The tobacco industry is notorious for its lobbying and PR strategies, said Benoit Gomis of the University of Toronto and the University of Bath. In the past, Big Tobacco funded misleading campaigns and pseudoscientific studies to make cigarettes seem safer than they are. This “lobby playbook” is now being used to spread positive information about cannabis.

The Dutch media looked into this and found that scientists paid by the company Aspeya have published at least four articles on the potential benefits of cannabis in varying compositions in scientific journals over the past two years. Aspeya is a subsidiary of Philip Morris International and paid nine of the 11 authors of these studies.

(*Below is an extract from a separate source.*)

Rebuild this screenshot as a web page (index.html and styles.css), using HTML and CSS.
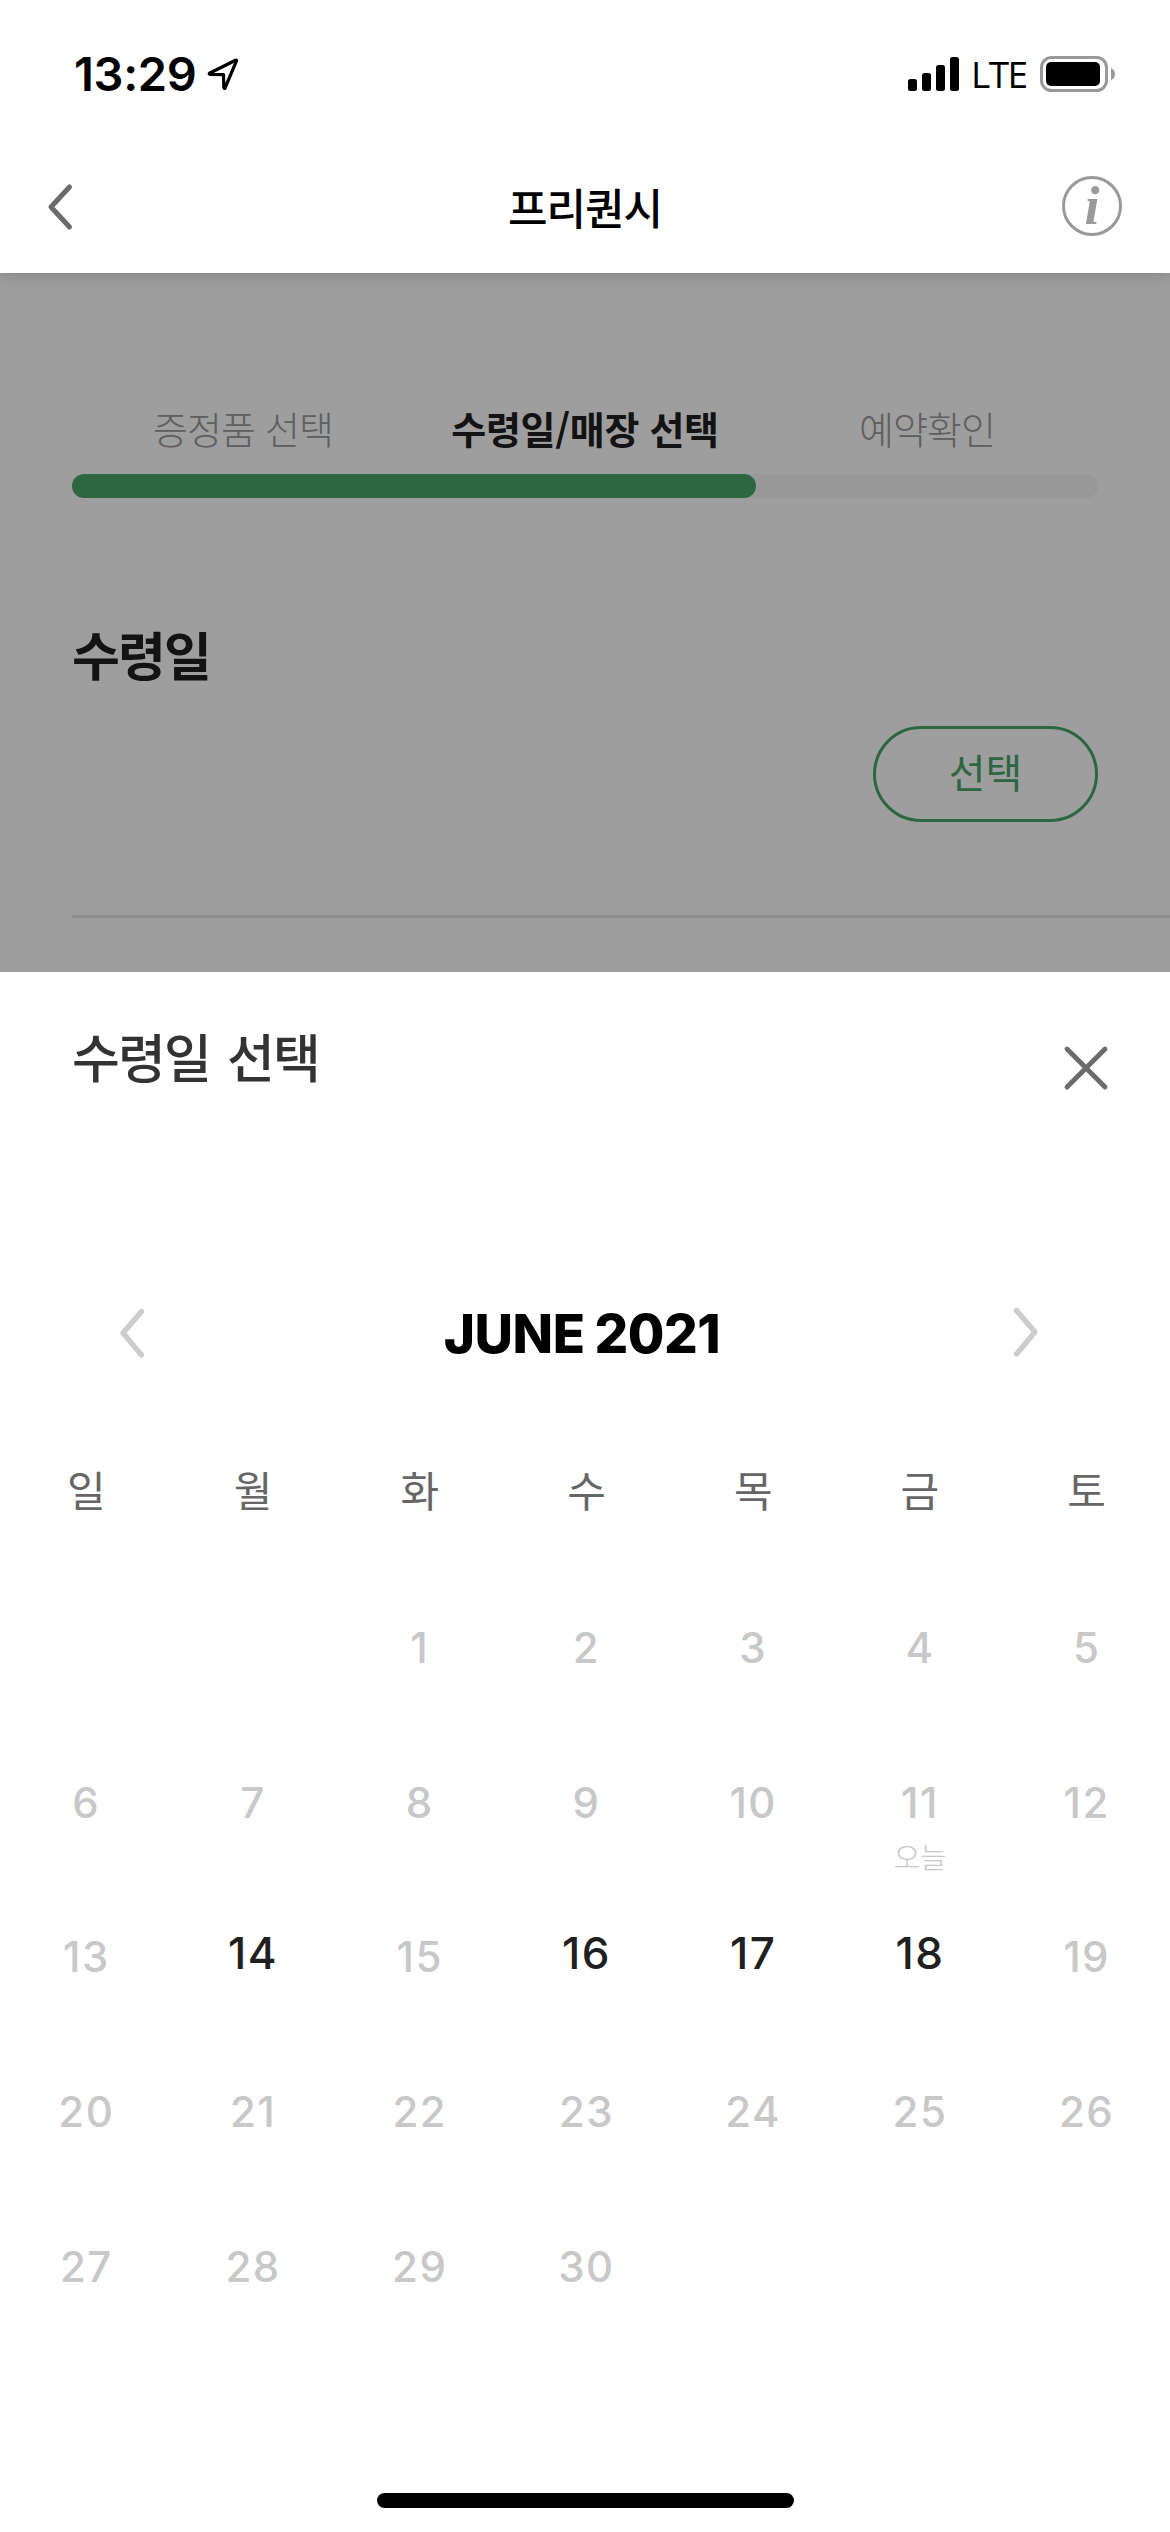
FILE: index.html
```html
<!DOCTYPE html>
<html lang="ko">
<head>
    <meta charset="UTF-8">
    <meta name="viewport" content="width=device-width, initial-scale=1.0">
    <title>프리퀀시</title>
    <link rel="stylesheet" href="styles.css">
</head>
<body>

    <header class="header">
        <div class="status-bar">
            <div class="status-left">
                <span class="time">13:29</span>
                <svg class="location-icon" width="34" height="36" viewBox="0 0 34 36">
                    <path d="M3.5 17.2 L29.6 4.2 Q31 3.6 30.4 5.2 L19 32 Q18 33 17.8 31.4 L17.5 18.6 L4 18.4 Q2.6 17.8 3.5 17.2 Z" fill="none" stroke="#000" stroke-width="3.2" stroke-linejoin="round"/>
                </svg>
            </div>
            <div class="status-right">
                <svg width="52" height="36" viewBox="0 0 52 36">
                    <rect x="0" y="23" width="9" height="12" rx="2.5"/>
                    <rect x="14" y="17" width="9" height="18" rx="2.5"/>
                    <rect x="28" y="9" width="9" height="26" rx="2.5"/>
                    <rect x="42" y="1" width="9" height="34" rx="2.5"/>
                </svg>
                <span class="network">LTE</span>
                <svg width="76" height="36" viewBox="0 0 76 36">
                    <rect x="1.5" y="1.5" width="65" height="33" rx="10" fill="none" stroke="#999" stroke-width="3"/>
                    <rect x="6" y="6" width="54" height="24" rx="5"/>
                    <path d="M71 12 Q75 14 75 18 Q75 22 71 24 Z" fill="#999"/>
                </svg>
            </div>
        </div>
        <nav class="nav-bar">
            <svg width="60" height="60" viewBox="0 0 60 60">
                <path d="M31.5 11 L13 31 L31.5 51" fill="none" stroke="#6b6b6b" stroke-width="5" stroke-linecap="round" stroke-linejoin="round"/>
            </svg>
            <h1 class="nav-title">프리퀀시</h1>
            <span class="info">i</span>
        </nav>
    </header>

    <main class="content">
        <div class="steps">
            <span class="step">증정품 선택</span>
            <span class="step active">수령일/매장 선택</span>
            <span class="step">예약확인</span>
        </div>
        <div class="progress"><div class="progress-fill"></div></div>

        <h2 class="section-title">수령일</h2>
        <button class="select-btn" type="button">선택</button>
        <div class="divider"></div>
        <div class="dim"></div>
    </main>

    <!-- Date picker bottom sheet -->
    <section class="sheet">
        <div class="sheet-header">
            <h2 class="sheet-title">수령일 선택</h2>
            <svg class="close" width="48" height="48" viewBox="0 0 48 48">
                <path d="M5 5 L43 43 M43 5 L5 43" stroke="#6b6b6b" stroke-width="4.8" stroke-linecap="round"/>
            </svg>
        </div>

        <div class="month-nav">
            <svg width="28" height="52" viewBox="0 0 28 52">
                <path d="M23.5 3.5 L5 25 L23.5 47" fill="none" stroke="#ccc" stroke-width="5.4" stroke-linecap="round" stroke-linejoin="round"/>
            </svg>
            <span class="month">JUNE 2021</span>
            <svg width="28" height="52" viewBox="0 0 28 52">
                <path d="M4.5 2.5 L23 24 L4.5 46" fill="none" stroke="#ccc" stroke-width="5.4" stroke-linecap="round" stroke-linejoin="round"/>
            </svg>
        </div>

        <div class="weekdays">
            <span>일</span><span>월</span><span>화</span><span>수</span><span>목</span><span>금</span><span>토</span>
        </div>

        <div class="days">
            <div class="day"></div>
            <div class="day"></div>
            <div class="day">1</div>
            <div class="day">2</div>
            <div class="day">3</div>
            <div class="day">4</div>
            <div class="day">5</div>

            <div class="day">6</div>
            <div class="day">7</div>
            <div class="day">8</div>
            <div class="day">9</div>
            <div class="day">10</div>
            <div class="day">11<span class="today">오늘</span></div>
            <div class="day">12</div>

            <div class="day">13</div>
            <div class="day available">14</div>
            <div class="day">15</div>
            <div class="day available">16</div>
            <div class="day available">17</div>
            <div class="day available">18</div>
            <div class="day">19</div>

            <div class="day">20</div>
            <div class="day">21</div>
            <div class="day">22</div>
            <div class="day">23</div>
            <div class="day">24</div>
            <div class="day">25</div>
            <div class="day">26</div>

            <div class="day">27</div>
            <div class="day">28</div>
            <div class="day">29</div>
            <div class="day">30</div>
        </div>

        <div class="home-indicator"></div>
    </section>

</body>
</html>
```
FILE: styles.css
```css
* {
    box-sizing: border-box;
}

body {
    font-family: "Noto Sans CJK KR", sans-serif;
    margin: 0;
    width: 1170px;
    height: 2532px;
    display: flex;
    flex-direction: column;
    background: #fff;
    overflow: hidden;
}

h1, h2 {
    margin: 0;
}

svg {
    display: block;
    flex: none;
}

/* Header */
.header {
    position: relative;
    z-index: 2;
    height: 273px;
    background: #fff;
    box-shadow: 0 0 16px rgba(0, 0, 0, 0.22);
}

.status-bar {
    display: flex;
    justify-content: space-between;
    height: 132px;
    padding: 56px 54px 0 74px;
    font-family: Inter, sans-serif;
}

.status-left, .status-right {
    display: flex;
    height: 36px;
    align-items: center;
}

.time {
    width: 132px;
    font-size: 47px;
    font-weight: 600;
    line-height: 36px;
    letter-spacing: -0.3px;
}

.network {
    width: 69px;
    margin-left: 11px;
    font-family: "Open Sans", sans-serif;
    font-size: 37px;
    font-weight: 500;
    line-height: 38px;
    letter-spacing: -1.6px;
}

.nav-bar {
    display: flex;
    justify-content: space-between;
    align-items: center;
    height: 60px;
    margin-top: 44px;
    padding: 0 48px 0 38px;
}

.nav-title {
    margin-left: 10px;
    font-size: 43px;
    font-weight: 500;
    line-height: 60px;
    letter-spacing: -1px;
}

.info {
    width: 60px;
    height: 60px;
    border: 3px solid #999;
    border-radius: 50%;
    color: #999;
    font: italic bold 54px/54px "Liberation Serif", serif;
    text-align: center;
}

/* Page behind the sheet */
.content {
    position: relative;
    height: 699px;
    padding: 126px 72px 0;
}

.dim {
    position: absolute;
    inset: 0;
    background: rgba(0, 0, 0, 0.38);
}

.steps {
    display: grid;
    grid-template-columns: repeat(3, 1fr);
    text-align: center;
    height: 56px;
    margin-bottom: 19px;
}

.step {
    font-size: 38px;
    font-weight: 300;
    line-height: 57px;
    letter-spacing: -0.9px;
    white-space: nowrap;
    color: #999;
}

.step.active {
    font-weight: 700;
    letter-spacing: -0.3px;
    color: #202020;
}

.progress {
    height: 24px;
    border-radius: 12px;
    background: #f5f5f5;
}

.progress-fill {
    width: 66.667%;
    height: 24px;
    border-radius: 12px;
    background: #48a669;
}

.section-title {
    margin-top: 116px;
    font-size: 52px;
    font-weight: 700;
    line-height: 80px;
    letter-spacing: -1.8px;
    color: #202020;
}

.select-btn {
    display: block;
    width: 225px;
    height: 96px;
    margin: 32px 0 0 auto;
    padding: 0 0 6px;
    border: 3px solid #48a669;
    border-radius: 48px;
    background: none;
    color: #48a669;
    font-family: inherit;
    font-size: 40px;
    font-weight: 400;
    line-height: 84px;
}

.divider {
    height: 3px;
    margin: 93px -72px 0 0;
    background: #e2e2e2;
}

/* Bottom sheet */
.sheet {
    position: relative;
    flex: 1;
    padding-top: 44px;
    background: #fff;
}

.sheet-header {
    display: flex;
    justify-content: space-between;
    height: 76px;
    padding: 0 60px 0 72px;
}

.sheet-title {
    font-size: 52px;
    font-weight: 500;
    line-height: 79px;
    letter-spacing: -1.8px;
    word-spacing: 4px;
    color: #333;
}

.close {
    margin-top: 28px;
}

.month-nav {
    display: flex;
    justify-content: space-between;
    align-items: center;
    height: 60px;
    margin-top: 212px;
    padding: 0 130px 0 118px;
}

.month {
    margin-left: 6px;
    font-family: Inter, sans-serif;
    font-size: 53px;
    font-weight: 800;
    line-height: 62px;
    letter-spacing: -0.5px;
    word-spacing: -1px;
    color: #000;
}

.weekdays, .days {
    display: grid;
    grid-template-columns: repeat(7, 1fr);
    padding-left: 3px;
    text-align: center;
}

.weekdays {
    margin-top: 95px;
    font-size: 42px;
    font-weight: 400;
    line-height: 60px;
    color: #666;
}

.days {
    grid-auto-rows: 154.7px;
    margin-top: 91px;
}

.day {
    font-family: Inter, sans-serif;
    font-size: 42px;
    font-weight: 450;
    line-height: 76px;
    letter-spacing: 1.5px;
    color: #c8c8c8;
}

.day.available {
    font-size: 44px;
    font-weight: 500;
    line-height: 68px;
    color: #202020;
}

.today {
    display: block;
    font-family: "Noto Sans CJK KR", sans-serif;
    font-size: 29px;
    font-weight: 300;
    line-height: 30px;
    letter-spacing: -0.5px;
}

.home-indicator {
    position: absolute;
    left: 377px;
    bottom: 24px;
    width: 417px;
    height: 15px;
    border-radius: 8px;
    background: #000;
}
```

In studies funded by the tobacco industry, “spin is significantly often involved,” Kevin Jenniskens of Cochrane Netherlands, an institute that assesses the quality of scientific publications, told Investico. “There is no blatant fraud with results, but those results are presented in a more positive light.”

After studying the papers involved, he told the Dutch media that you can never say with certainty that Aspeya influenced the conclusions, but he sees red flags. “These are not new studies, but descriptive, non-systematically conducted literature reviews. That leaves more room for interpretation. And the authors emphasize that they only selected studies they themselves considered relevant. As a result, cherry-picking is a real risk.”

All seven addiction and tobacco experts consulted expressed concerns about the tobacco industry, with its enormous marketing budgets, lobbying, and legal departments, in the Dutch cannabis market. “We know how the tobacco industry operates,” Marc Willemsen of the Trimbus Institute told Investico. “This isn’t just some kind of charity that thinks: ‘we are going to help the government prevent people from using cannabis long-term.”

“The question now is: how are they going to tap into new target groups to recoup their investments?” said Tom Bart of the Jellinek addiction institute. “With vapes, we already saw how the tobacco industry deployed influencers, social media, and subsidiaries for that purpose.”

The Cabinet will evaluate the progress of the cannabis experiment in the coming months.